Putting artwork in historical context
Despite the wave of apologies in the wake of the antisemitism scandal, Schormann also noted that Taring Padi created the mural twenty years ago "in a completely different context." She said it was important to take into account that "the disputed motifs are frequently used in the visual language in Indonesia," mentioning, for example, "satirically exaggerated" figures in local puppet theater.
The members of the Finding Committee for the Artistic Direction of documenta fifteen also backed Taring Padi, expressing "respect for … their long struggle against the oppression and dictatorship of the Suharto years in Indonesia." In a statement, the committee also said that "we stand fully behind our selection of ruangrupa to curate this year's edition of the historic exhibition in Kassel."

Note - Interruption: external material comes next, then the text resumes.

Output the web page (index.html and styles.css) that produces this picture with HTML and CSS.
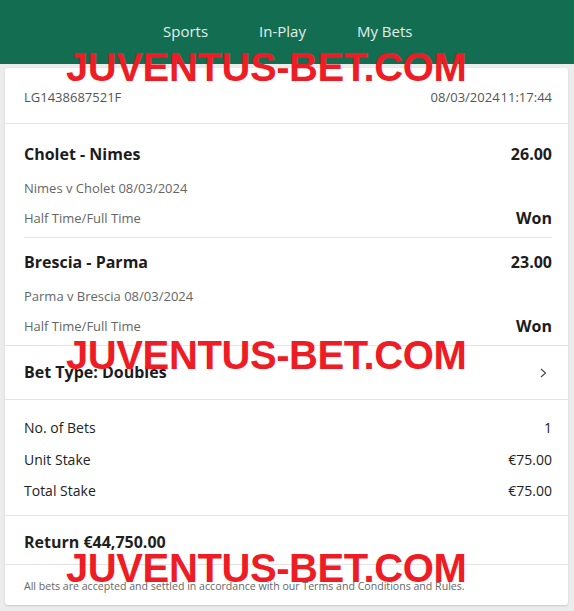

Documenta to have more federal influence?
Meanwhile, German State Minister for Culture and the Media, Claudia Roth, has called for potential restructuring of the global art exhibition so that the federal government oversees the event to ensure that no further antisemitic works appear. She said the federal government's withdrawal from documenta's supervisory board in 2018 was a "serious mistake."
The federal government has otherwise distanced itself from the current scandal, with German Chancellor Olaf Scholz confirming on Wednesday evening that he will not attend the global art show. "Chancellor Olaf Scholz finds the said image in Kassel disgusting," said a spokesperson.